An Israeli first responder arrived at the music festival where hundreds of Israelis were slaughtered. He took video of body after body after body: "Can anyone give us a sign of life?" No answers.
In Hunegs' living room, one horrific scene followed another. The video felt intensely personal: terrorists barging into homes, their labored breathing audible. One asked his comrade to take a video as he fired three rounds into a lifeless Israeli body, then said he wanted to redo the scene.
When a fighter beheaded a dead Israeli soldier, several viewers looked away.
A father rushed his two elementary-age sons into a hiding place. A Hamas terrorist lobbed in a grenade. The father was killed. The bloodied boys ran back to their kitchen, screaming: "Daddy, Daddy!" and "Why am I still alive?"
One of the boys appeared to have lost an eye. Just feet away, the Hamas fighter raided their refrigerator for a cola. Some viewers began to cry.
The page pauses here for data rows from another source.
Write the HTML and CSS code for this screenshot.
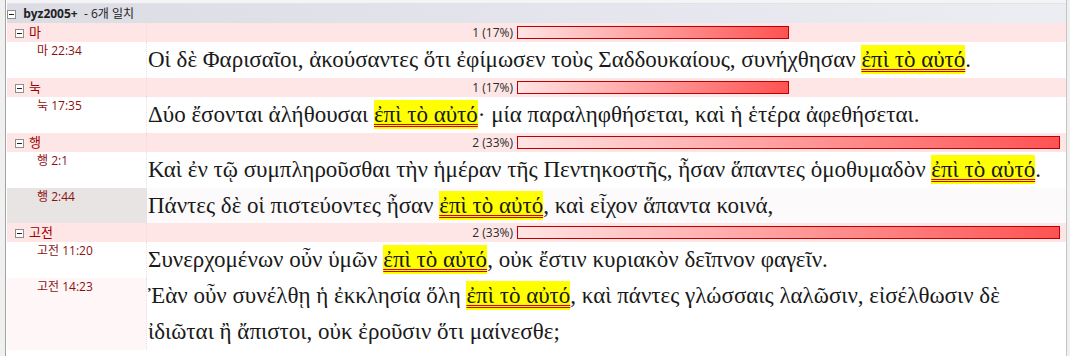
FILE: index.html
```html
<!DOCTYPE html>
<html lang="ko">
<head>
  <meta charset="UTF-8" />
  <title>byz2005+ 검색 결과</title>
  <link rel="stylesheet" href="styles.css">
</head>
<body>
  <div class="frame">
    <div class="topline"></div>
    <div class="results">
      <div class="source-row">
        <span class="tog"></span>
        <b>byz2005+</b>&nbsp; - 6개 일치
      </div>

      <div class="group-row">
        <div class="group-name"><span class="tog"></span>마</div>
        <div class="group-stat">
          <span class="count">1 (17%)</span>
          <div class="bar-track"><div class="bar" style="width: 50%"></div></div>
        </div>
      </div>
      <div class="verse-row">
        <div class="ref">마 22:34</div>
        <div class="text">Οἱ δὲ Φαρισαῖοι, ἀκούσαντες ὅτι ἐφίμωσεν τοὺς Σαδδουκαίους, συνήχθησαν <span class="hit">ἐπὶ τὸ αὐτό</span>.</div>
      </div>

      <div class="group-row">
        <div class="group-name"><span class="tog"></span>눅</div>
        <div class="group-stat">
          <span class="count">1 (17%)</span>
          <div class="bar-track"><div class="bar" style="width: 50%"></div></div>
        </div>
      </div>
      <div class="verse-row">
        <div class="ref">눅 17:35</div>
        <div class="text">Δύο ἔσονται ἀλήθουσαι <span class="hit">ἐπὶ τὸ αὐτό</span>· μία παραληφθήσεται, καὶ ἡ ἑτέρα ἀφεθήσεται.</div>
      </div>

      <div class="group-row">
        <div class="group-name"><span class="tog"></span>행</div>
        <div class="group-stat">
          <span class="count">2 (33%)</span>
          <div class="bar-track"><div class="bar" style="width: 100%"></div></div>
        </div>
      </div>
      <div class="verse-row">
        <div class="ref">행 2:1</div>
        <div class="text">Καὶ ἐν τῷ συμπληροῦσθαι τὴν ἡμέραν τῆς Πεντηκοστῆς, ἦσαν ἅπαντες ὁμοθυμαδὸν <span class="hit">ἐπὶ τὸ αὐτό</span>.</div>
      </div>
      <div class="verse-row selected">
        <div class="ref">행 2:44</div>
        <div class="text">Πάντες δὲ οἱ πιστεύοντες ἦσαν <span class="hit">ἐπὶ τὸ αὐτό</span>, καὶ εἶχον ἅπαντα κοινά,</div>
      </div>

      <div class="group-row">
        <div class="group-name"><span class="tog"></span>고전</div>
        <div class="group-stat">
          <span class="count">2 (33%)</span>
          <div class="bar-track"><div class="bar" style="width: 100%"></div></div>
        </div>
      </div>
      <div class="verse-row">
        <div class="ref">고전 11:20</div>
        <div class="text">Συνερχομένων οὖν ὑμῶν <span class="hit">ἐπὶ τὸ αὐτό</span>, οὐκ ἔστιν κυριακὸν δεῖπνον φαγεῖν.</div>
      </div>
      <div class="verse-row tinted">
        <div class="ref">고전 14:23</div>
        <div class="text">Ἐὰν οὖν συνέλθῃ ἡ ἐκκλησία ὅλη <span class="hit">ἐπὶ τὸ αὐτό</span>, καὶ πάντες γλώσσαις λαλῶσιν, εἰσέλθωσιν δὲ ἰδιῶται ἢ ἄπιστοι, οὐκ ἐροῦσιν ὅτι μαίνεσθε;</div>
      </div>
    </div>
  </div>
</body>
</html>
```

FILE: styles.css
```css
html, body {
  height: 100%;
  margin: 0;
}
body {
  background: #f0f0f0;
  font-family: "Open Sans", "Noto Sans CJK KR", sans-serif;
  font-size: 12px;
  color: #1e1e1e;
  overflow: hidden;
}
.frame {
  height: 100%;
  margin-left: 5px;
  margin-right: 3px;
  border-left: 1px solid #a3a3a3;
  border-right: 1px solid #c4c4c4;
  padding-left: 1px;
  background: #fff;
  box-sizing: border-box;
}
.topline {
  height: 3px;
  background: #f4f4f7;
  border-bottom: 1px solid #e2e2e8;
}
.tog {
  display: inline-block;
  position: relative;
  width: 7px;
  height: 7px;
  border: 1px solid #8f8f8f;
  background: #fff;
  margin-right: 5px;
  vertical-align: -1px;
}
.tog::after {
  content: "";
  position: absolute;
  left: 1px;
  right: 1px;
  top: 3px;
  height: 1px;
  background: #222;
}
.source-row {
  height: 19px;
  line-height: 19px;
  background: linear-gradient(to right, #dcdce5, #ececf3);
  color: #222;
  white-space: nowrap;
}
.source-row .tog {
  margin-right: 4px;
}
.group-row {
  display: grid;
  grid-template-columns: 140px 1fr;
  height: 19px;
  background: #ffe6e6;
}
.group-name {
  padding-left: 8px;
  line-height: 19px;
  color: #a00000;
  font-size: 13px;
  border-right: 1px dotted #f3d6d6;
}
.group-stat {
  display: grid;
  grid-template-columns: 366px 1fr;
  column-gap: 4px;
  align-items: center;
  padding-right: 6px;
}
.count {
  text-align: right;
  color: #2a2a2a;
  line-height: 19px;
}
.bar-track {
  height: 13px;
}
.bar {
  height: 100%;
  box-sizing: border-box;
  border: 1px solid #c00000;
  background: linear-gradient(to right, #ffe4e4, #ff5252);
}
.verse-row {
  display: grid;
  grid-template-columns: 140px 1fr;
}
.ref {
  padding-left: 30px;
  padding-top: 1px;
  line-height: 16px;
  color: #8b1010;
  border-right: 1px dotted #e4e4e4;
}
.text {
  padding-left: 1px;
  padding-right: 20px;
  font-family: "Liberation Serif", "DejaVu Serif", serif;
  font-size: 23px;
  line-height: 36px;
  color: #1a1a1a;
}
.hit {
  background: #ffff00;
  padding: 2px 0;
  text-decoration: underline double #d40000;
  text-decoration-thickness: 1px;
  text-underline-offset: 2px;
}
.selected .ref {
  background: #e9e4e4;
}
.selected .text {
  background: #fcfafa;
  line-height: 35px;
}
.tinted .ref {
  background: #fff7f7;
}
```
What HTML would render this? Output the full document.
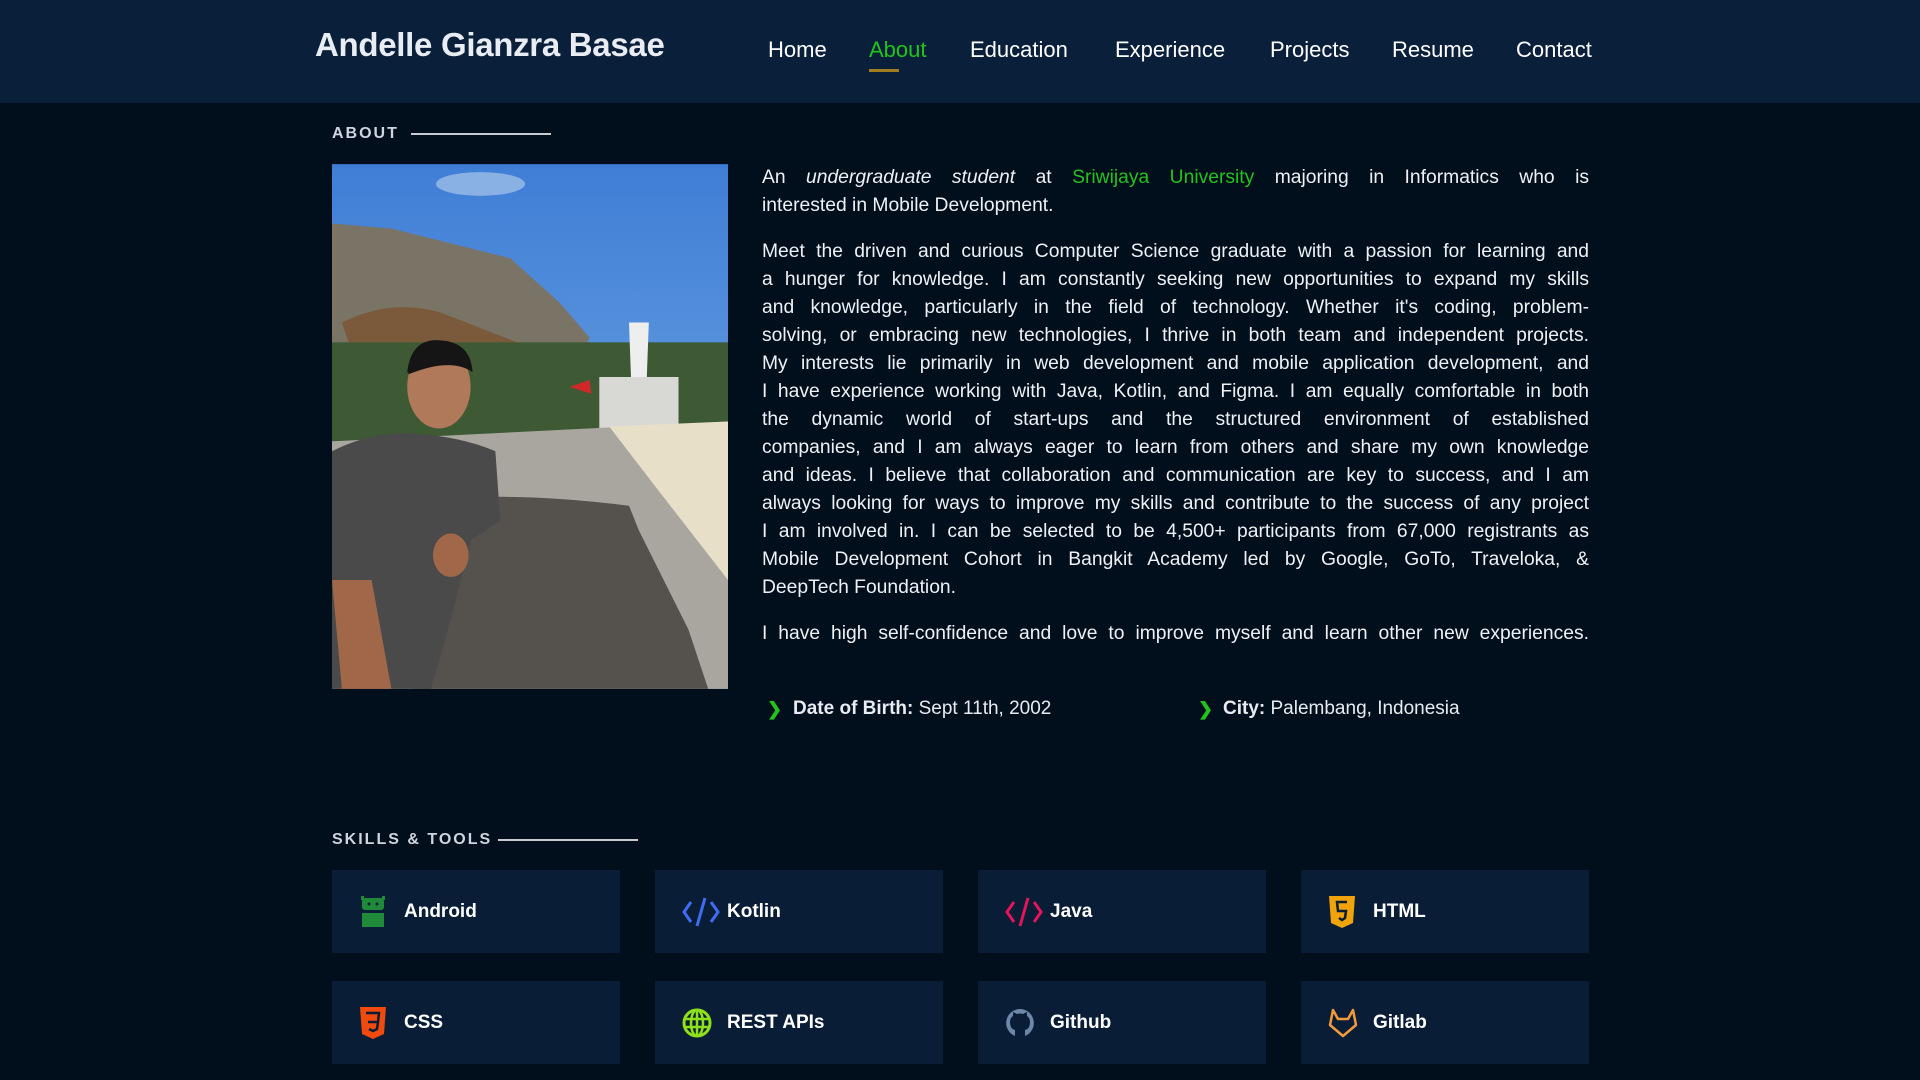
<!DOCTYPE html>
<html><head><meta charset="utf-8"><style>
*{margin:0;padding:0;box-sizing:border-box}
body{width:1920px;height:1080px;background:#010e1b;font-family:"Liberation Sans",sans-serif;color:#e8ecf2;position:relative;overflow:hidden}
.hdr{position:absolute;left:0;top:0;width:1920px;height:103px;background:#0a1f3a}
.name{position:absolute;left:315px;top:26px;font-size:33px;font-weight:bold;color:#e9edf3;letter-spacing:-0.3px}
.nav a{position:absolute;top:37px;font-size:22px;color:#fff;text-decoration:none}
.ul{position:absolute;left:869px;top:69px;width:30px;height:3px;background:#a07d20}
.lbl{position:absolute;font-size:16px;font-weight:bold;letter-spacing:2px;color:#cfd5de}
.line{position:absolute;height:2px;background:#c8ccd2}
.photo{position:absolute;left:332px;top:163px;width:396px;height:527px;overflow:hidden}
.txt{position:absolute;left:762px;width:827px;font-size:19.3px;line-height:28px;color:#eef1f5}
.txt div{text-align:justify;text-align-last:justify;white-space:nowrap}
.txt div.l{text-align-last:left}
.g{color:#22c21f}
.info{position:absolute;top:698px;font-size:19px}
.info b{font-weight:bold}
.chev{position:absolute;top:699px;color:#22c21f;font-weight:bold;font-size:18px}
.card{position:absolute;width:288px;height:83px;background:#0a1d37}
.card span{position:absolute;left:72px;top:31px;font-size:19px;font-weight:bold;color:#fff}
.card svg{position:absolute;left:26px;top:26px}
</style></head><body>
<div class="hdr">
<div class="name">Andelle Gianzra Basae</div>
<div class="nav">
<a style="left:768px">Home</a>
<a style="left:869px;color:#1fc41c">About</a>
<a style="left:970px">Education</a>
<a style="left:1115px">Experience</a>
<a style="left:1270px">Projects</a>
<a style="left:1392px">Resume</a>
<a style="left:1516px">Contact</a>
</div>
<div class="ul"></div>
</div>

<div class="lbl" style="left:332px;top:125px">ABOUT</div>
<div class="line" style="left:411px;top:133px;width:140px"></div>

<div class="photo">
<svg width="396" height="527" viewBox="0 0 400 530">
<defs><linearGradient id="sky" x1="0" y1="0" x2="0" y2="1"><stop offset="0" stop-color="#3f7ed6"/><stop offset="1" stop-color="#7fb2e6"/></linearGradient></defs>
<rect width="400" height="530" fill="url(#sky)"/>
<ellipse cx="150" cy="20" rx="45" ry="12" fill="#a9c6ea" opacity=".7"/>
<path d="M0 60 L60 65 L180 95 L230 140 L260 175 L250 200 L0 200Z" fill="#7a7466"/>
<path d="M300 185 L380 190 L390 215 L300 215Z" fill="#8c8a80"/>
<path d="M10 160 Q60 135 110 150 L200 185 L20 190Z" fill="#7a5a3a"/>
<rect x="0" y="180" width="400" height="100" fill="#3e5a34"/>
<rect x="270" y="215" width="80" height="60" fill="#d8d8d4"/>
<path d="M300 160 L320 160 L318 215 L302 215Z" fill="#eee"/>
<path d="M240 225 L260 218 L262 232Z" fill="#d02828"/>
<path d="M0 280 L400 260 L400 530 L0 530Z" fill="#a9a6a0"/>
<path d="M280 265 L400 260 L400 420 L330 330Z" fill="#e8dfc8"/>
<path d="M100 340 Q180 330 300 345 L310 370 L360 470 L380 530 L80 530 Z" fill="#55524e"/>
<path d="M0 290 Q40 270 80 272 Q130 275 165 290 L170 360 L140 380 L120 460 L100 530 L0 530Z" fill="#4a4a4a"/>
<ellipse cx="108" cy="225" rx="32" ry="42" fill="#b07a5a"/>
<path d="M76 210 Q80 175 110 178 Q140 180 142 210 Q120 195 78 212Z" fill="#151515"/>
<path d="M0 420 L10 530 L60 530 L40 420Z" fill="#a06848"/>
<ellipse cx="120" cy="395" rx="18" ry="22" fill="#a06848"/>
</svg>
</div>

<div class="txt" style="top:164px">
<div>An <i>undergraduate student</i> at <span class="g">Sriwijaya University</span> majoring in Informatics who is</div>
<div class="l">interested in Mobile Development.</div>
</div>
<div class="txt" style="top:238px">
<div>Meet the driven and curious Computer Science graduate with a passion for learning and</div>
<div>a hunger for knowledge. I am constantly seeking new opportunities to expand my skills</div>
<div>and knowledge, particularly in the field of technology. Whether it's coding, problem-</div>
<div>solving, or embracing new technologies, I thrive in both team and independent projects.</div>
<div>My interests lie primarily in web development and mobile application development, and</div>
<div>I have experience working with Java, Kotlin, and Figma. I am equally comfortable in both</div>
<div>the dynamic world of start-ups and the structured environment of established</div>
<div>companies, and I am always eager to learn from others and share my own knowledge</div>
<div>and ideas. I believe that collaboration and communication are key to success, and I am</div>
<div>always looking for ways to improve my skills and contribute to the success of any project</div>
<div>I am involved in. I can be selected to be 4,500+ participants from 67,000 registrants as</div>
<div>Mobile Development Cohort in Bangkit Academy led by Google, GoTo, Traveloka, &amp;</div>
<div class="l">DeepTech Foundation.</div>
</div>
<div class="txt" style="top:620px">
<div>I have high self-confidence and love to improve myself and learn other new experiences.</div>
</div>

<div class="chev" style="left:767px">&#x276F;</div>
<div class="info" style="left:793px"><b>Date of Birth:</b> Sept 11th, 2002</div>
<div class="chev" style="left:1198px">&#x276F;</div>
<div class="info" style="left:1223px"><b>City:</b> Palembang, Indonesia</div>

<div class="lbl" style="left:332px;top:831px">SKILLS &amp; TOOLS</div>
<div class="line" style="left:498px;top:839px;width:140px"></div>

<div class="card" style="left:332px;top:870px"><svg width="30" height="32" viewBox="0 0 30 32"><rect x="4" y="2" width="22" height="12" rx="3" fill="#1f8a3a"/><rect x="3" y="0" width="3" height="4" fill="#1f8a3a"/><rect x="24" y="0" width="3" height="4" fill="#1f8a3a"/><rect x="4" y="17" width="22" height="14" fill="#1f8a3a"/><circle cx="11" cy="8" r="1.5" fill="#0a1d37"/><circle cx="19" cy="8" r="1.5" fill="#0a1d37"/></svg><span>Android</span></div>
<div class="card" style="left:655px;top:870px"><svg width="40" height="32" viewBox="0 0 40 32"><path d="M10 6 L3 16 L10 26 M30 6 L37 16 L30 26 M24 2 L16 30" stroke="#3d6df2" stroke-width="3" fill="none"/></svg><span>Kotlin</span></div>
<div class="card" style="left:978px;top:870px"><svg width="40" height="32" viewBox="0 0 40 32"><path d="M10 6 L3 16 L10 26 M30 6 L37 16 L30 26 M24 2 L16 30" stroke="#e3155a" stroke-width="3" fill="none"/></svg><span>Java</span></div>
<div class="card" style="left:1301px;top:870px"><svg width="30" height="32" viewBox="0 0 30 32"><path d="M2 0 H28 L26 27 L15 32 L4 27Z" fill="#f0a30a"/><path d="M20 6 H10 L11 15 H19 L18 22 L15 24 L12 22" stroke="#0a1d37" stroke-width="2.5" fill="none"/></svg><span>HTML</span></div>

<div class="card" style="left:332px;top:981px"><svg width="30" height="32" viewBox="0 0 30 32"><path d="M2 0 H28 L26 27 L15 32 L4 27Z" fill="#f04a0e"/><path d="M8 6 H21 L20 15 H10 M20 15 L19 22 L15 24 L11 22" stroke="#0a1d37" stroke-width="2.5" fill="none"/></svg><span>CSS</span></div>
<div class="card" style="left:655px;top:981px"><svg width="32" height="32" viewBox="0 0 32 32"><circle cx="16" cy="16" r="13" stroke="#8ee01a" stroke-width="3" fill="none"/><ellipse cx="16" cy="16" rx="6" ry="13" stroke="#8ee01a" stroke-width="2.5" fill="none"/><path d="M3 12 H29 M3 20 H29 M16 3 V29" stroke="#8ee01a" stroke-width="2.5"/></svg><span>REST APIs</span></div>
<div class="card" style="left:978px;top:981px"><svg width="32" height="32" viewBox="0 0 32 32"><path d="M16 2 A14 14 0 0 0 11 29 V23 Q6 22 6 15 Q6 11 9 9 L9 5 L13 7 Q16 6 19 7 L23 5 L23 9 Q26 11 26 15 Q26 22 21 23 V29 A14 14 0 0 0 16 2Z" fill="#6d87a8"/></svg><span>Github</span></div>
<div class="card" style="left:1301px;top:981px"><svg width="32" height="32" viewBox="0 0 32 32"><path d="M16 29 L3 18 L6 3 L11 12 H21 L26 3 L29 18Z" stroke="#f29a3a" stroke-width="2.5" fill="none" stroke-linejoin="round"/></svg><span>Gitlab</span></div>
</body></html>
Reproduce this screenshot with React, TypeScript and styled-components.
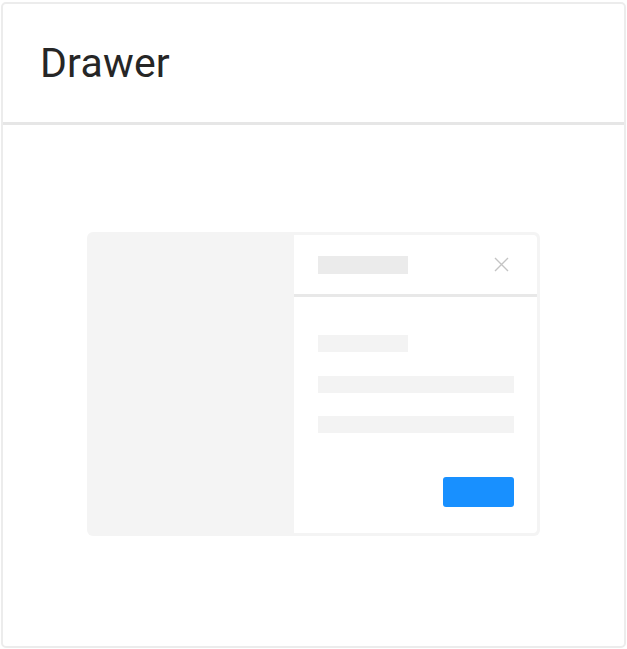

"You're left breathless by the barbarity, by the atrocity, by the satanic nature of the actions of the terrorists — through their own video, glorifying their heinous actions," Hunegs said afterward.
"It gives you a very vivid, albeit very difficult, insight into what Hamas really is," said Mike Ciresi, a prominent Minnesota attorney who, like the majority of people at the screening, is not Jewish. "They're not a government. They're not a representative of the Palestinian people. They're terrorists. They're just terrorists. Period."
More than 300 Israeli soldiers were killed that day, and more than 900 Israeli civilians, according to the Israeli government. More than 240 people were taken hostage.
"No one wants to watch this," said Joe Tamburino, a Minneapolis attorney who was a law school friend of Hunegs. "But people should watch it. It's not been forgotten, but the narrative has changed."
"This is not the goal, to refocus the narrative," said Biran, the representative from the Israeli consulate. "The goal is to show the truth. Oct. 7 has happened. You cannot deny it. We found ourselves fighting for that very basic truth. We all have short memory. We need to make sure no one forgets."
At the end of the recording, one more slide popped up on the screen. Its words indicated that the past 45 numbing minutes had shown the murders or the murdered bodies of 135 people. That accounted for about 10% of the day's victims.